And so we can flip this on almost on demand. That's what we're going to get into glimpses a little bit later and maybe walk people through some of that. What is the most common reason people do this?
So, I mean, the amazing thing is, you know, the history of this is this is, you know, perhaps the most valued developmental stage of of human beings throughout history and throughout cultures, you know, what's called awakening or enlightenment or a sense of full being able to be fully human and particularly to relieve suffering. So that's the first half of it. Is this access to this greater capacity, this felt sense, open mind, open heart dimension, that's awareness based and embodied, has the capacity and the space to be with and to see thoughts, feelings, sensations and parts of us that are anxious, sad.
So we end up feeling, you know, I am sad or I am angry. And then you step into this and you realize, oh, there's a part of me that said, Oh, there's a part of me that's angry, who's aware of those two parts? And then you realize the parts are smaller. But those if we're operating from kind of an ego center, emotions are bigger.

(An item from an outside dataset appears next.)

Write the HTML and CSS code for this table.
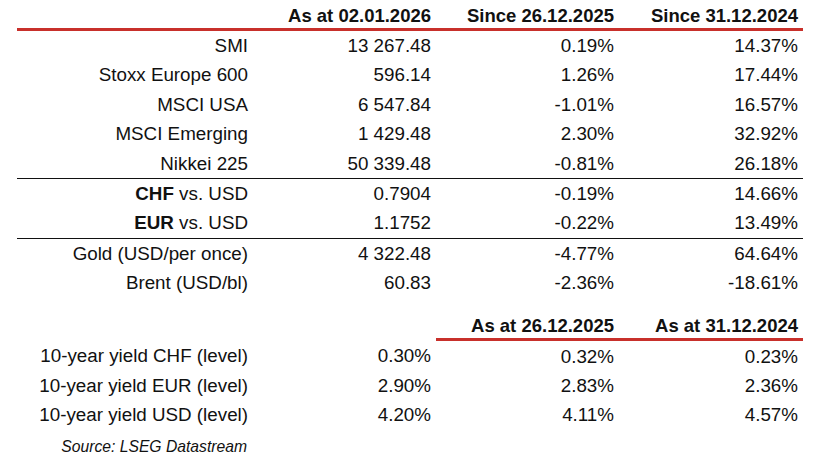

Then the ego center, so it's really upgrading. The operating system from a small sense of self to this transitional selflessness or no self, but then the key is in this particular method is not just deconstructing and waiting after you let go of or realize there isn't a self in the middle of your head, that's you.

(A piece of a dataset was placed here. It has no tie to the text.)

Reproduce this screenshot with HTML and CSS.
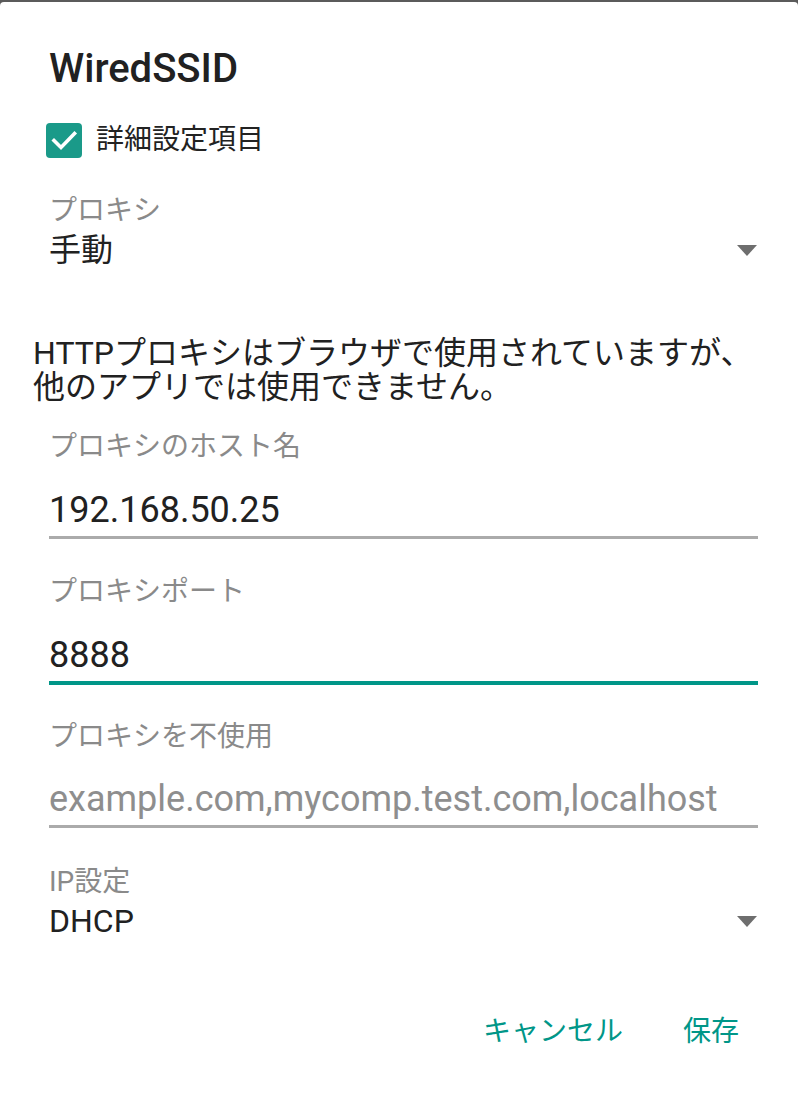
FILE: index.html
```html
<!DOCTYPE html>
<html lang="ja">
<head>
<meta charset="utf-8">
<title>WiredSSID</title>
<link rel="stylesheet" href="styles.css">
</head>
<body>
<div class="dialog">
  <h1 class="title">WiredSSID</h1>

  <label class="check-row">
    <span class="checkbox">
      <svg viewBox="0 0 36 36" width="36" height="36"><path d="M8 18.5 L15 25.5 L28.5 11.5" fill="none" stroke="#fff" stroke-width="3.6" stroke-linecap="square"/></svg>
    </span>
    <span class="check-label">詳細設定項目</span>
  </label>

  <div class="label label-proxy">プロキシ</div>
  <div class="spinner">
    <span class="spinner-value">手動</span>
    <span class="arrow"></span>
  </div>

  <div class="desc">
    <div class="desc-line">HTTPプロキシはブラウザで使用されていますが、</div>
    <div class="desc-line">他のアプリでは使用できません。</div>
  </div>

  <div class="label label-host">プロキシのホスト名</div>
  <div class="field field-host">192.168.50.25</div>

  <div class="label label-port">プロキシポート</div>
  <div class="field field-port focused">8888</div>

  <div class="label label-bypass">プロキシを不使用</div>
  <div class="field field-bypass hint">example.com,mycomp.test.com,localhost</div>

  <div class="label label-ip">IP設定</div>
  <div class="spinner spinner-ip">
    <span class="spinner-value">DHCP</span>
    <span class="arrow"></span>
  </div>

  <div class="buttons">
    <span class="btn">キャンセル</span>
    <span class="btn">保存</span>
  </div>
</div>
</body>
</html>
```

FILE: styles.css
```css
html, body {
  margin: 0;
  padding: 0;
}
body {
  background: #5b5b5b;
  font-family: Roboto, "Noto Sans CJK JP", sans-serif;
  color: #212121;
}
.dialog {
  margin-top: 2px;
  background: #ffffff;
  border-top-left-radius: 4px;
  border-top-right-radius: 4px;
  min-height: 1099px;
  box-sizing: border-box;
  padding: 0 40px 0 49px;
  display: flex;
  flex-direction: column;
  overflow: hidden;
}
.title {
  margin: 43px 0 0 0;
  font-size: 40px;
  line-height: 48px;
  font-weight: 500;
  color: #212121;
}
.check-row {
  margin-top: 29px;
  margin-left: -3px;
  display: flex;
  align-items: center;
  height: 36px;
}
.checkbox {
  width: 36px;
  height: 35px;
  border-radius: 4px;
  background: #1a9a89;
  display: flex;
  align-items: center;
  justify-content: center;
}
.checkbox svg {
  display: block;
}
.check-label {
  margin-left: 14px;
  font-size: 28px;
  line-height: 32px;
  color: #222222;
}
.label {
  font-size: 28px;
  line-height: 32px;
  color: #8a8a8a;
}
.label-proxy { margin-top: 37px; }
.spinner {
  margin-top: 3px;
  display: flex;
  align-items: center;
  justify-content: space-between;
  height: 40px;
}
.spinner-value {
  font-size: 32px;
  line-height: 40px;
  color: #212121;
}
.arrow {
  width: 0;
  height: 0;
  border-left: 10px solid transparent;
  border-right: 10px solid transparent;
  border-top: 11px solid #6e6e6e;
  margin-right: 1px;
}
.desc {
  margin: 66px 0 0 -16px;
  font-size: 32px;
  color: #212121;
  display: flex;
  flex-direction: column;
}
.desc-line {
  line-height: 34px;
  white-space: nowrap;
}
.label-host { margin-top: 27px; }
.field {
  margin-top: 25px;
  font-size: 36px;
  line-height: 44px;
  padding-bottom: 4px;
  border-bottom: 3px solid #ababab;
  color: #212121;
  white-space: nowrap;
}
.field.focused {
  border-bottom: 4px solid #009688;
}
.field.hint {
  color: #8e8e8e;
}
.label-port { margin-top: 37px; }
.label-bypass { margin-top: 36px; }
.field-bypass { margin-top: 24px; }
.label-ip { margin-top: 38px; }
.spinner-ip { margin-top: 3px; }
.buttons {
  margin-top: 75px;
  display: flex;
  justify-content: flex-end;
  gap: 60px;
  padding-right: 19px;
}
.btn {
  font-size: 28px;
  line-height: 32px;
  color: #009688;
}
```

But literally letting the awareness discover an already awake consciousness that's installed, it's able to relieve suffering. And it also has kind of embodied positive qualities that people will report. Like if I just walk into a room and say, OK, check this out and I just start with a glimpse, OK, do that. You know, just try this, try that, try this. What's here? People go love peace. Relief, Joy. Freedom and I'm like, how long did that take?
You know, what is what is it you've been looking for in your life the whole time? And could it really be like this far away? So then then the practices are these glimpses. So, you know, it's not instant enlightenment, but it's not long periods of sitting still that actually because of the flow kind of research and consciousness, it's just as easy with these glimpses to do them with your eyes open, moving as it is with your eyes closed sitting.
And you could start either one, but you can begin to familiarize yourself with this installed operating system and then like a developmental stage, it just takes like, you know, like a developmental stage from preschool to learning to read and write. So it just takes a little small glimpse as many times. And then you develop and all of a sudden you can read. You just pick up a book and you can read. Just walk out the door and you're living from this openhearted awake consciousness and you're responding rather than reacting.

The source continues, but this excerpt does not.